Here is a fleshing out of the $2$-line (!) proof given in Bruns-Herzog:
$\newcommand{\Ext}{\text{Ext}}$
Recall that $C$ is a canonical module of $R$ iff $\dim_k \Ext^i_R(k, C) = \delta_{id}$, where $d = \dim R$, i.e. $\Ext^i_R(k,C) = 0$ if $i \ne d$, and $\Ext^d_R(k,C) \cong k$. The remark that the fibre of $R \to \hat{R}$ is $k$ seems to just say that the special fiber ring of $\hat{R}$ is isomorphic to $k$, i.e. $\hat{k} \cong \widehat{(R/m)} \cong \hat{R}/m\hat{R} \cong R/m \cong k$. The main result that is being used is the following:
Proposition: Let $R \to S$ be a ring map making $S$ flat over $R$, and $M, N$ $R$-modules. If $R$ is Noetherian and $M$ is finite, then $S \otimes_R \Ext^i_R(M,N) \cong \Ext^i_S(S \otimes_R M, S \otimes_R N)$ for every $i$.

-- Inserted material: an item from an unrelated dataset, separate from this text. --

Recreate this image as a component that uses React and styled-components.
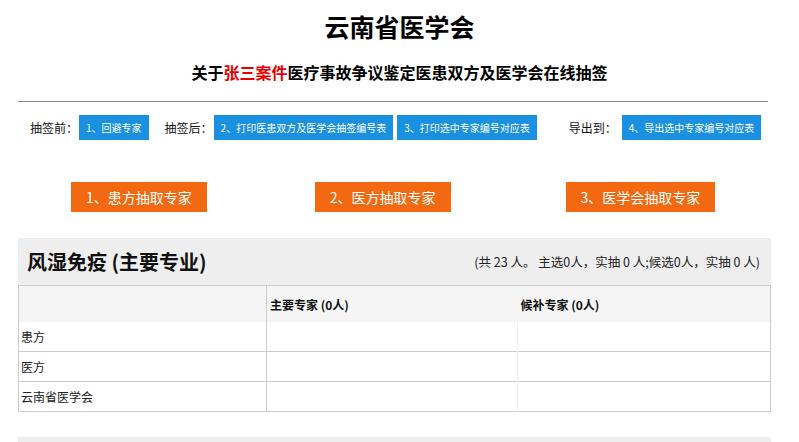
import React from "react";
import styled, { createGlobalStyle } from "styled-components";

const GlobalStyle = createGlobalStyle`
  body {
    margin: 0;
    background: #fff;
    font-family: "Noto Sans CJK SC", "Liberation Sans", sans-serif;
    color: #000;
  }
`;

const Page = styled.div`
  width: 799px;
  display: flex;
  flex-direction: column;
`;

const Title = styled.h1`
  margin: 10px 0 0;
  font-size: 25px;
  line-height: 32px;
  font-weight: 700;
  text-align: center;
`;

const Subtitle = styled.h2`
  margin: 19px 0 0;
  font-size: 16px;
  line-height: 22px;
  font-weight: 700;
  text-align: center;
`;

const Red = styled.span`
  color: #e60000;
`;

const Rule = styled.div`
  margin: 18px 31px 0 18px;
  height: 1px;
  background: #8a8a8a;
`;

const Toolbar = styled.div`
  display: flex;
  align-items: center;
  margin-top: 13px;
  padding-left: 30px;
  height: 25px;
`;

const Label = styled.span`
  font-size: 12px;
  color: #111;
  margin-left: ${(p) => p.$ml || 0}px;
  margin-right: 1px;
  white-space: nowrap;
`;

const BlueButton = styled.button`
  height: 25px;
  padding: 0 7px;
  margin-left: ${(p) => p.$ml || 0}px;
  border: none;
  background: #1a90e0;
  color: #fff;
  font-family: inherit;
  font-size: 10px;
  white-space: nowrap;
  cursor: pointer;
`;

const ActionRow = styled.div`
  display: flex;
  margin-top: 42px;
  padding-left: 71px;
`;

const OrangeButton = styled.button`
  height: 30px;
  padding: 0 15px;
  margin-left: ${(p) => p.$ml || 0}px;
  border: none;
  background: #f26911;
  color: #fff;
  font-family: inherit;
  font-size: 14px;
  white-space: nowrap;
  cursor: pointer;
`;

const Panel = styled.section`
  margin: 26px 28px 0 18px;
`;

const PanelHead = styled.div`
  height: 47px;
  background: #eeeeee;
  display: flex;
  align-items: center;
  justify-content: space-between;
  padding: 0 11px 0 9px;
`;

const PanelTitle = styled.h3`
  margin: 0;
  font-size: 20px;
  font-weight: 700;
  color: #111;
`;

const Stats = styled.span`
  font-size: 12.5px;
  color: #222;
`;

const Table = styled.table`
  width: 100%;
  border-collapse: collapse;
  table-layout: fixed;
  border: 1px solid #cccccc;
  font-size: 12px;
`;

const HeadCell = styled.th`
  height: 36px;
  padding: 0 3px;
  background: #f5f5f5;
  text-align: left;
  font-weight: 700;
  color: #111;
  border-left: ${(p) => (p.$line ? "1px solid #cccccc" : "none")};
`;

const Row = styled.tr`
  border-top: ${(p) => (p.$first ? "none" : "1px solid #cccccc")};
`;

const Cell = styled.td`
  height: 29px;
  padding: 0 2px;
  color: #222;
  border-left: ${(p) =>
    p.$line === "strong" ? "1px solid #cccccc" : p.$line === "faint" ? "1px solid #f0f0f0" : "none"};
`;

const NextPanel = styled.div`
  margin: 25px 28px 0 18px;
  height: 47px;
  background: #eeeeee;
`;

const rows = ["患方", "医方", "云南省医学会"];

export default function App() {
  return (
    <Page>
      <GlobalStyle />
      <Title>云南省医学会</Title>
      <Subtitle>
        关于<Red>张三案件</Red>医疗事故争议鉴定医患双方及医学会在线抽签
      </Subtitle>
      <Rule />
      <Toolbar>
        <Label>抽签前：</Label>
        <BlueButton>1、回避专家</BlueButton>
        <Label $ml={16}>抽签后：</Label>
        <BlueButton>2、打印医患双方及医学会抽签编号表</BlueButton>
        <BlueButton $ml={4}>3、打印选中专家编号对应表</BlueButton>
        <Label $ml={32}>导出到：</Label>
        <BlueButton $ml={4}>4、导出选中专家编号对应表</BlueButton>
      </Toolbar>
      <ActionRow>
        <OrangeButton>1、患方抽取专家</OrangeButton>
        <OrangeButton $ml={108}>2、医方抽取专家</OrangeButton>
        <OrangeButton $ml={115}>3、医学会抽取专家</OrangeButton>
      </ActionRow>
      <Panel>
        <PanelHead>
          <PanelTitle>风湿免疫 (主要专业)</PanelTitle>
          <Stats>(共 23 人。 主选0人，实抽 0 人;候选0人，实抽 0 人)</Stats>
        </PanelHead>
        <Table>
          <colgroup>
            <col style={{ width: "248px" }} />
            <col style={{ width: "251px" }} />
            <col />
          </colgroup>
          <thead>
            <tr>
              <HeadCell />
              <HeadCell $line>主要专家 (0人)</HeadCell>
              <HeadCell>候补专家 (0人)</HeadCell>
            </tr>
          </thead>
          <tbody>
            {rows.map((name, i) => (
              <Row key={name} $first={i === 0}>
                <Cell>{name}</Cell>
                <Cell $line="strong" />
                <Cell $line="faint" />
              </Row>
            ))}
          </tbody>
        </Table>
      </Panel>
      <NextPanel />
    </Page>
  );
}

Now as to the proof: $R \to \hat{R}$ is flat, $R$ is Noetherian, and $k$ is finite over $R$. By the proposition, $\hat{R} \otimes_R \Ext^i_R(k,\omega_R) \cong \Ext^i_{\hat{R}}(\hat{k}, \widehat{\omega_R}) \cong \Ext^i_{\hat{R}}(k, \widehat{\omega_R})$ for every $i$. Now $\dim R = \dim \hat{R} = d$, and if $i \ne d$, then $\Ext^i_{\hat{R}}(k, \widehat{\omega_R}) = 0$, and if $i = d$, then $\Ext^d_{\hat{R}}(k, \widehat{\omega_R}) \cong k \otimes_R \hat{R} \cong k$. Thus $\widehat{\omega_R}$ is a canonical module for $\hat{R}$.